Veterans hold a special place in Dianne Minney-Gammill’s heart.
Mercy nurse Dianne is part of a family full of military veterans. A few years ago, she decided to honor them and other veterans with a display of photos at Mercy Clinic Oncology – Fort Smith.
What began as one wall of photos at the clinic has since grown into a hallway full of veterans’ photos.
“We were just decorating for Memorial Day and putting up our families’ pictures on the wall. We didn’t want to take them down after we put it up. Everybody said, ‘Don’t take that down!’ – so we left it up year-round,” Dianne said.
The veterans are patients, patients’ family members, co-workers and their families and more. They represent every branch of the military and include numerous war veterans.
“Nobody knows their stories,” Dianne said. “My dad was the baby of five, and all of them were in the service. And my brother and sister are in the service.”
One veteran represented on the wall is Clint Hyman, 94, the last surviving member of the original 188th Tactical Reconnaissance Group in Fort Smith, where he was the audio-visual services manager.
Drafted into the Army in 1952 during the Korean War, Clint retired in 1985 after doing “just about everything,” including serving with the 101st First Airborne division in the Army and performing as a religious counselor for the 53rd regiment. He also was affiliated with Army intelligence and even worked with the CIA during the Cuban Missile Crisis.
“I’ve had a very interesting life,” he said.
Clint, a Van Buren resident, was born in Nebraska, although his family was originally from Charleston and Lavaca. They left the area during the great flood of 1927, when “they lost everything, except for an old car.” They wound up in Nebraska but returned in 1943, just in time for another major flood in Arkansas, when his father got a job at Camp Chaffee during World War II.
Like Dianne, Clint also had family members who were veterans, including five uncles who all served during WWII. Clint said he appreciates being recognized for his service.
“It’s a real honor,” he said. “My barber had a wall of honor because his father had been in the 101st Airborne, and I had my picture there. Then, when I came over here to Mercy, they had one. That’s just really neat. You don’t see a lot of that detail and attention to the veterans.”
Dianne said some veterans initially don’t want to be recognized with a photo on the wall, “and we don’t push – but then they come back later and say, ‘Will you take my picture and put it on the wall?’”
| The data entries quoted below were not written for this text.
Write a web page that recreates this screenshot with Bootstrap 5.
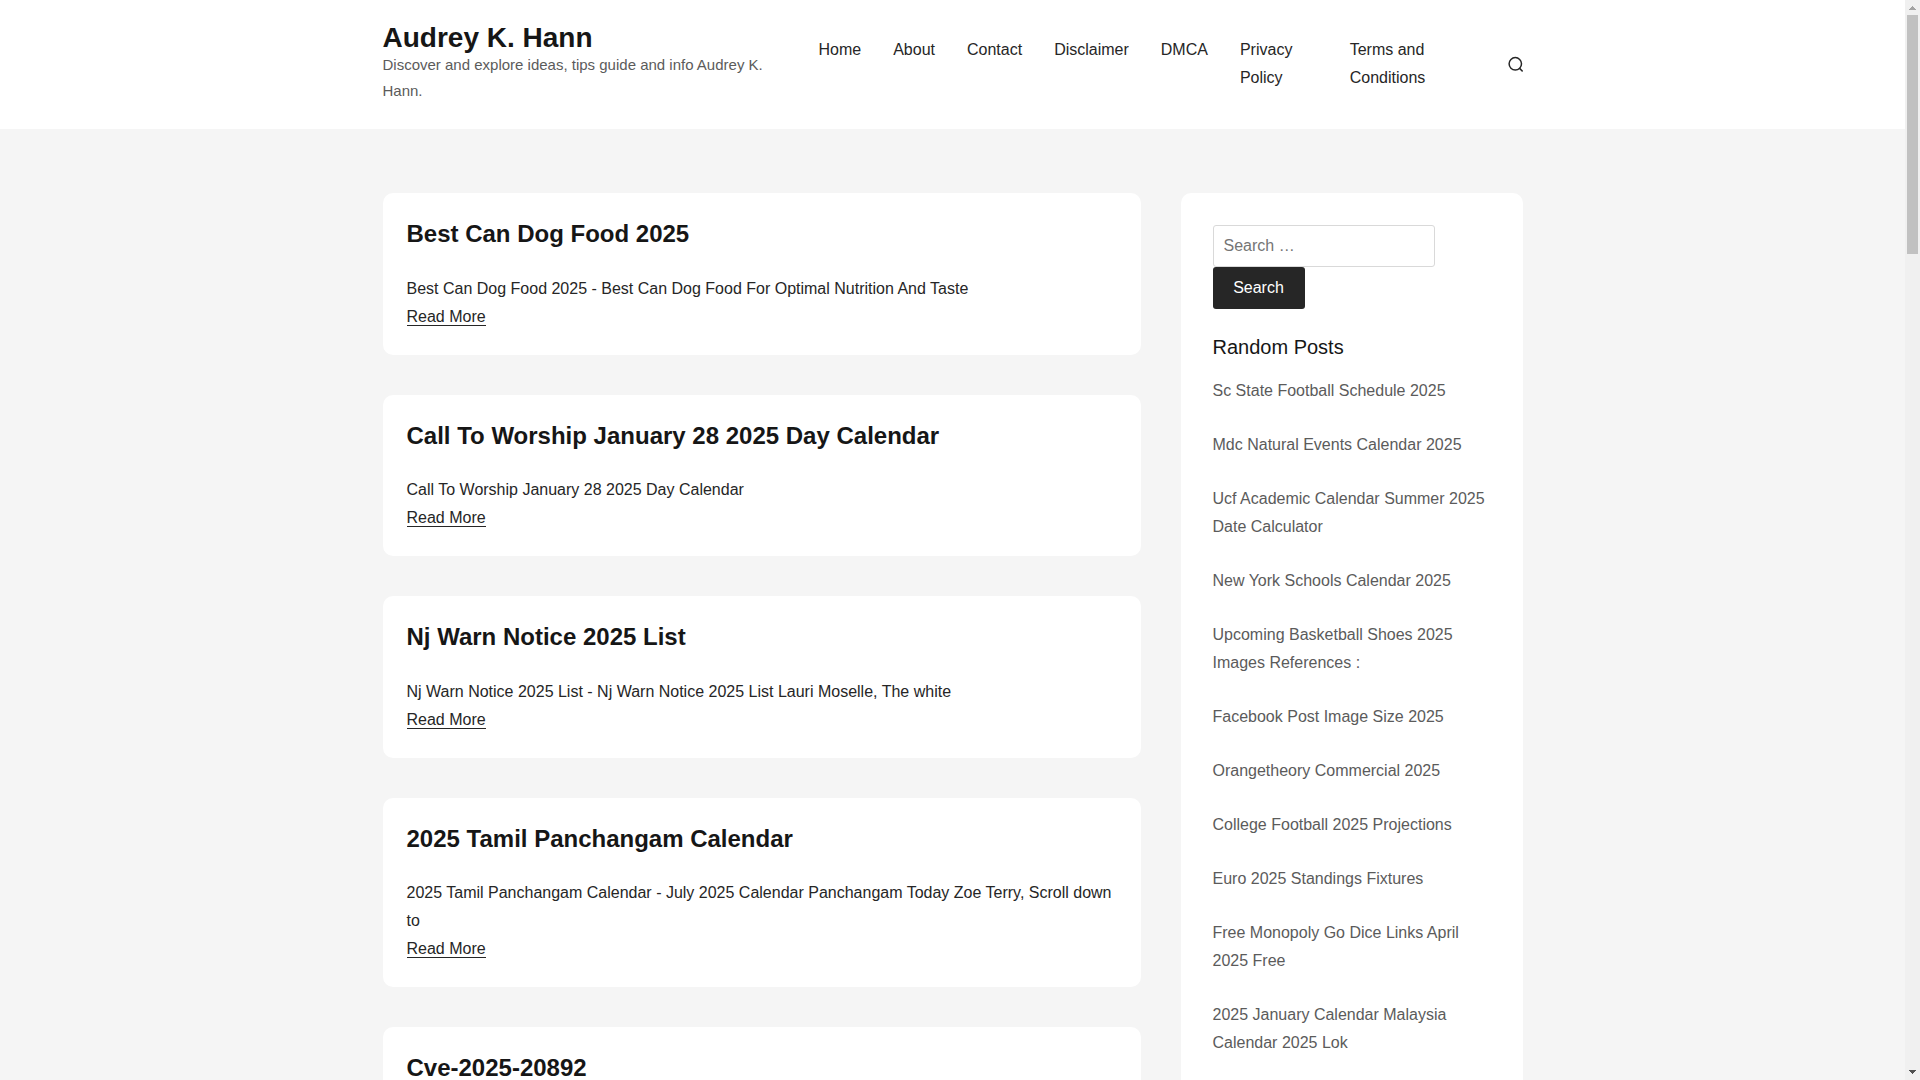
<!DOCTYPE html>
<html lang="en">
<head>
<meta charset="utf-8">
<meta name="viewport" content="width=device-width, initial-scale=1">
<title>Audrey K. Hann</title>
<link href="https://cdn.jsdelivr.net/npm/bootstrap@5.3.0/dist/css/bootstrap.min.css" rel="stylesheet">
<style>
body{font-family:"Liberation Sans",Arial,sans-serif;font-size:16px;line-height:28px;color:#262626;background:#f5f5f5}
a{color:inherit;text-decoration:none}
.shell{max-width:1140px}
.site-head{padding:24px 0 25px}
.site-brand{flex:0 1 404px}
.site-title{font-size:28px;line-height:28px;font-weight:700;color:#161616}
.site-tag{font-size:15px;line-height:26px;color:#5b5b5b}
.site-nav{flex:1 1 0;min-width:0;padding-right:36px}
.site-nav li{margin-left:32px}
.icon-btn{width:16px;height:28px}
.site-main{padding-top:64px}
.posts{flex:1 1 0;min-width:0;gap:40px}
.panel{background:#fff;border-radius:10px}
.post{padding:24px}
.post h2{font-size:24px;line-height:1.4;font-weight:700;color:#161616;margin-bottom:24px}
.more{border-bottom:1px solid #262626}
.side{flex:0 0 30%;margin-left:40px;padding:32px}
.search-box{width:222px;height:42px;border:1px solid #d9d9d9;border-radius:3px;padding:0 10px;color:#262626}
.search-box::placeholder{color:#757575}
.search-btn{height:42px;width:92px;border-radius:3px;background:#262626;color:#fff;padding:0;line-height:28px}
.search-btn:hover{background:#404040;color:#fff}
.side h2{font-size:20px;line-height:28px;color:#161616;margin:24px 0 16px}
.side ul{color:#5b5b5b;gap:26px}
.track{flex:0 0 15px;background:#f0f0f0}
.track svg{display:block;width:15px;height:15px}
.thumb{width:11px;height:239px;margin-left:2px;background:#c1c1c1}
</style>
</head>
<body>
<div class="d-flex vh-100 overflow-hidden">
<div class="flex-grow-1">
<header class="site-head bg-white">
<div class="shell mx-auto d-flex align-items-center">
<div class="site-brand">
<div class="site-title"><a href="#">Audrey K. Hann</a></div>
<p class="site-tag mb-0">Discover and explore ideas, tips guide and info Audrey K. Hann.</p>
</div>
<nav class="site-nav" aria-label="Primary">
<ul class="list-unstyled d-flex mb-0">
<li><a href="#">Home</a></li>
<li><a href="#">About</a></li>
<li><a href="#">Contact</a></li>
<li><a href="#">Disclaimer</a></li>
<li><a href="#">DMCA</a></li>
<li><a href="#">Privacy Policy</a></li>
<li><a href="#">Terms and Conditions</a></li>
</ul>
</nav>
<button type="button" class="icon-btn btn p-0 border-0 d-flex align-items-center" aria-label="Search">
<svg width="16" height="16" viewBox="0 0 16 16" fill="none" stroke="#262626" stroke-width="1.5"><circle cx="8.3" cy="7.8" r="6.2"/><path d="M12.4 12.1l3.3 3.3"/></svg>
</button>
</div>
</header>
<main class="site-main">
<div class="shell mx-auto d-flex align-items-start">
<div class="posts d-flex flex-column">
<article class="post panel"><h2><a href="#">Best Can Dog Food 2025</a></h2><p class="mb-0">Best Can Dog Food 2025 - Best Can Dog Food For Optimal Nutrition And Taste<br><a class="more" href="#">Read More</a></p></article>
<article class="post panel"><h2><a href="#">Call To Worship January 28 2025 Day Calendar</a></h2><p class="mb-0">Call To Worship January 28 2025 Day Calendar<br><a class="more" href="#">Read More</a></p></article>
<article class="post panel"><h2><a href="#">Nj Warn Notice 2025 List</a></h2><p class="mb-0">Nj Warn Notice 2025 List - Nj Warn Notice 2025 List Lauri Moselle, The white<br><a class="more" href="#">Read More</a></p></article>
<article class="post panel"><h2><a href="#">2025 Tamil Panchangam Calendar</a></h2><p class="mb-0">2025 Tamil Panchangam Calendar - July 2025 Calendar Panchangam Today Zoe Terry, Scroll down to<br><a class="more" href="#">Read More</a></p></article>
<article class="post panel"><h2><a href="#">Cve-2025-20892</a></h2></article>
</div>
<aside class="side panel">
<form role="search">
<label class="visually-hidden" for="q">Search for:</label>
<input class="search-box d-block" id="q" type="search" placeholder="Search …">
<button class="search-btn btn border-0" type="submit">Search</button>
</form>
<h2>Random Posts</h2>
<ul class="list-unstyled d-flex flex-column mb-0">
<li><a href="#">Sc State Football Schedule 2025</a></li>
<li><a href="#">Mdc Natural Events Calendar 2025</a></li>
<li><a href="#">Ucf Academic Calendar Summer 2025 Date Calculator</a></li>
<li><a href="#">New York Schools Calendar 2025</a></li>
<li><a href="#">Upcoming Basketball Shoes 2025 Images References :</a></li>
<li><a href="#">Facebook Post Image Size 2025</a></li>
<li><a href="#">Orangetheory Commercial 2025</a></li>
<li><a href="#">College Football 2025 Projections</a></li>
<li><a href="#">Euro 2025 Standings Fixtures</a></li>
<li><a href="#">Free Monopoly Go Dice Links April 2025 Free</a></li>
<li><a href="#">2025 January Calendar Malaysia Calendar 2025 Lok</a></li>
</ul>
</aside>
</div>
</main>
</div>
<div class="track d-flex flex-column" aria-hidden="true">
<svg viewBox="0 0 15 15" shape-rendering="crispEdges"><path fill="#a3a3a3" d="M4 10V9h1V8h1V7h1V6h1v1h1v1h1v1h1v1z"/></svg>
<div class="thumb"></div>
<svg class="mt-auto" viewBox="0 0 15 15" shape-rendering="crispEdges"><path fill="#505050" d="M4 5v1h1v1h1v1h1v1h1V8h1V7h1V6h1V5z"/></svg>
</div>
</div>
<script src="https://cdn.jsdelivr.net/npm/bootstrap@5.3.0/dist/js/bootstrap.bundle.min.js"></script>
</body>
</html>
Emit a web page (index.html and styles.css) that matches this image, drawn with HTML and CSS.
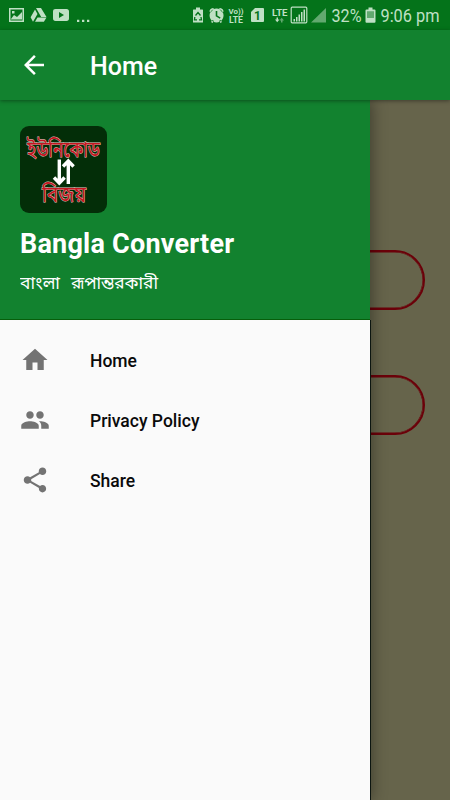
FILE: index.html
```
<!DOCTYPE html>
<html lang="en">
<head>
<meta charset="utf-8">
<title>Bangla Converter</title>
<link rel="stylesheet" href="styles.css">
</head>
<body>
<div class="screen">
  <header class="status">
    <svg width="450" height="30" viewBox="0 0 450 30" fill="#bfe0c4">
      <path fill-rule="evenodd" d="M9 8h15v14H9zM10.500 9.500v11h12v-11zM11 19l3-4 3 2 5-5v7.500H11zM12 11h2.500v2.500H12z"/>
      <path d="M36 8h5l5.500 9h-5.300zM35 9.500l2.500 4.500-4.500 7.800-2.400-4.600zM37.500 17.500h9l-2.600 4.300H35z"/>
      <path fill-rule="evenodd" d="M55.500 9h11q2.500 0 2.500 2.500v6.800q0 2.700-2.500 2.700h-11q-2.500 0-2.500-2.700v-6.800Q53 9 55.500 9zM59 12v6l5-3z"/>
      <path d="M77 19.700h2.300V22H77zM82 19.700h2.300V22H82zM87 19.700h2.300V22H87z"/>
      <path d="M196 7.500h4v2h2.500q.5 0 .5.500v12.500h-10V10q0-.5.500-.5h2.500z"/>
      <path d="M195.500 15.500l2.500-3 2.500 3M201 17l.5 2.800h-2.500M194.800 17l-.3 2.800h2.500" fill="none" stroke="#04731a" stroke-width="1.300"/>
      <path fill-rule="evenodd" d="M216.500 8.500a7 7 0 1 0 .1 0zM215.700 11h1.600v4.500l3.300 1.900-.8 1.400-4.100-2.500zM209.500 11.500q0-3 3.500-3.500l1 .8-3.500 3.700zM223.500 11.500q0-3-3.500-3.500l-1 .8 3.500 3.700zM211 22l1.500-2 1.500 1-1.500 2zM222 22l-1.500-2-1.500 1 1.500 2z"/>
      <text class="st bold" x="228.500" y="14" font-size="7.500" textLength="15" lengthAdjust="spacingAndGlyphs">Vo))</text>
      <text class="st bold" x="229" y="22.800" font-size="8.500" textLength="14" lengthAdjust="spacingAndGlyphs">LTE</text>
      <path d="M255 8h8q1 0 1 1v12q0 1-1 1h-11q-1 0-1-1v-9z"/>
      <text class="st bold sim" x="257.500" y="19.500" font-size="12" text-anchor="middle">1</text>
      <text class="st bold" x="272" y="15.500" font-size="9.500" textLength="15.500" lengthAdjust="spacingAndGlyphs">LTE</text>
      <path d="M276.500 17.500h1.500v2h1.500l-2.300 2.800-2.200-2.800h1.500z"/>
      <path opacity=".5" d="M281 22.500h1.500v-2h1.500l-2.300-2.800-2.200 2.800h1.500z"/>
      <rect x="291.200" y="7.200" width="15.600" height="15.600" rx="1" fill="none" stroke="#bfe0c4" stroke-width="1.200"/>
      <path d="M293.500 19h1.500v2.500h-1.500zM296 17h1.500v4.500H296zM298.500 14.500h1.500v7h-1.500zM301 12h1.500v9.500H301zM303.500 9.500h1.500v12h-1.500z"/>
      <path opacity=".5" d="M326 8v14.500h-15z"/>
      <text class="st" x="331.500" y="22.300" font-size="19" textLength="30" lengthAdjust="spacingAndGlyphs">32%</text>
      <path fill-rule="evenodd" d="M368.500 7.500h4v2h2q1 0 1 1v11.200q0 1-1 1h-8q-1 0-1-1V10.500q0-1 1-1h2zM367 11.500v6.500h7v-6.500z"/>
      <path opacity=".5" d="M367 11.500h7V18h-7z"/>
      <text class="st" x="380.500" y="22.300" font-size="19" textLength="59" lengthAdjust="spacingAndGlyphs">9:06 pm</text>
    </svg>
  </header>
  <div class="appbar">
    <svg class="icon" viewBox="0 0 24 24"><path d="M20 11H7.830l5.590-5.590L12 4l-8 8 8 8 1.410-1.410L7.830 13H20z"/></svg>
    <h1>Home</h1>
  </div>
  <main class="content">
    <div class="outline"></div>
    <div class="outline"></div>
    <aside class="drawer">
      <div class="profile">
        <div class="logo">
          <svg width="87" height="87" viewBox="0 0 87 87">
            <text class="bn" x="7" y="30.500" font-size="21.500" textLength="73" lengthAdjust="spacingAndGlyphs">ইউনিকোড</text>
            <path class="arrows" d="M39.300 33.500V57M34 51.500l5.300 5.500 5.300-5.500M48.300 58V35M43 40.500l5.300-5.500 5.300 5.500"/>
            <text class="bn" x="22" y="75.500" font-size="21.500" textLength="44" lengthAdjust="spacingAndGlyphs">বিজয়</text>
          </svg>
        </div>
        <h2>Bangla Converter</h2>
        <svg class="tagline" width="160" height="30"><text x="0" y="20" font-size="18" textLength="40" lengthAdjust="spacingAndGlyphs">বাংলা</text><text x="51" y="20" font-size="18" textLength="87" lengthAdjust="spacingAndGlyphs">রূপান্তরকারী</text></svg>
      </div>
      <nav class="menu">
        <a class="item"><svg class="icon" viewBox="0 0 24 24"><path d="M10 20v-6h4v6h5v-8h3L12 3 2 12h3v8z"/></svg><span>Home</span></a>
        <a class="item"><svg class="icon" viewBox="0 0 24 24"><path d="M16 11c1.660 0 2.990-1.340 2.990-3S17.660 5 16 5s-3 1.340-3 3 1.340 3 3 3zm-8 0c1.660 0 2.990-1.340 2.990-3S9.660 5 8 5 5 6.340 5 8s1.340 3 3 3zm0 2c-2.330 0-7 1.170-7 3.500V19h14v-2.500c0-2.330-4.670-3.500-7-3.500zm8 0c-.29 0-.62.020-.97.050 1.160.84 1.970 1.970 1.970 3.450V19h6v-2.500c0-2.330-4.670-3.500-7-3.500z"/></svg><span>Privacy Policy</span></a>
        <a class="item"><svg class="icon" viewBox="0 0 24 24"><path d="M18 16.080c-.76 0-1.440.3-1.960.77L8.910 12.700c.05-.23.090-.46.090-.7s-.04-.47-.09-.7l7.050-4.110c.54.5 1.250.81 2.040.81 1.660 0 3-1.340 3-3s-1.340-3-3-3-3 1.340-3 3c0 .24.040.47.090.7L8.040 9.810C7.500 9.310 6.790 9 6 9c-1.660 0-3 1.340-3 3s1.340 3 3 3c.79 0 1.500-.31 2.040-.81l7.120 4.160c-.05.21-.08.43-.08.65 0 1.610 1.310 2.920 2.920 2.920s2.920-1.310 2.920-2.920-1.310-2.920-2.920-2.920z"/></svg><span>Share</span></a>
      </nav>
    </aside>
  </main>
</div>
</body>
</html>
```
FILE: styles.css
```
* { box-sizing: border-box; }
body { margin: 0; font-family: Roboto, "Noto Sans", sans-serif; }
h1, h2 { margin: 0; }
.screen { width: 450px; height: 800px; display: flex; flex-direction: column; overflow: hidden; }
.status { height: 30px; background: #04731a; }
.status svg { display: block; }
.st { font-family: Roboto, sans-serif; }
.bold { font-weight: 700; }
.sim { fill: #04731a; }
.icon { width: 30px; height: 30px; flex: none; fill: currentColor; }
.appbar {
  height: 70px; display: flex; align-items: center; gap: 41px; padding: 0 19px;
  background: #12822f; color: #fff; position: relative; z-index: 2;
  box-shadow: 0 1px 4px rgba(0, 0, 0, .4);
}
.appbar h1 { font-size: 25px; font-weight: 500; line-height: 30px; padding-top: 3px; }
.content {
  flex: 1; position: relative; background: #66644b;
  display: flex; flex-direction: column; gap: 65px; padding: 150px 25px 0;
}
.outline {
  height: 60px; flex: none; border: 2px solid #6b0009; border-radius: 30px;
  box-shadow: inset 0 0 0 .5px #6b0009;
}
.drawer {
  position: absolute; left: 0; top: 0; bottom: 0; width: 370px;
  display: flex; flex-direction: column;
  background: #fafafa; box-shadow: 2px 0 14px rgba(0, 0, 0, .38);
}
.profile {
  height: 220px; flex: none; padding: 26px 20px 0; background: #12822f; color: #fff;
  border-bottom: 1px solid #075f0b;
}
.logo { width: 87px; height: 87px; border-radius: 9px; background: #032e08; }
.logo svg { display: block; overflow: visible; }
.bn { fill: #c5161f; stroke: #e4c9c6; stroke-width: .9px; paint-order: stroke; font-family: "Noto Sans Bengali", "Noto Sans", sans-serif; }
.arrows { fill: none; stroke: #fff; stroke-width: 3.4px; }
.profile h2 { margin-top: 15px; font-size: 27px; font-weight: 700; line-height: 33px; letter-spacing: .22px; white-space: nowrap; }
.tagline { display: block; margin-top: 8px; fill: #fff; font-family: "Noto Sans Bengali", "Noto Sans", sans-serif; }
.menu { flex: 1; padding-top: 10px; box-shadow: 1px 0 0 #0c1510; }
.item { height: 60px; display: flex; align-items: center; gap: 40px; padding: 0 20px; color: #737373; }
.item span { color: #0a0a0a; font-size: 17.5px; font-weight: 500; padding-top: 1px; }
```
Traci Snell, executive director of oncology services at Mercy Fort Smith, said Dianne’s efforts fit into Mercy’s mission to treat patients with dignity.
“Many of the veterans will tear up when they come back and see the walls,” she said. “Dianne has made the honor wall her own project. She takes the veterans’ photos, prints them off and pays to have them framed. She loves that we can honor them in this way.”
The hallway at the clinic is filling up quickly, but Dianne said she is happy to continue to put up veterans’ photos. “We’ll find a spot for them,” she said.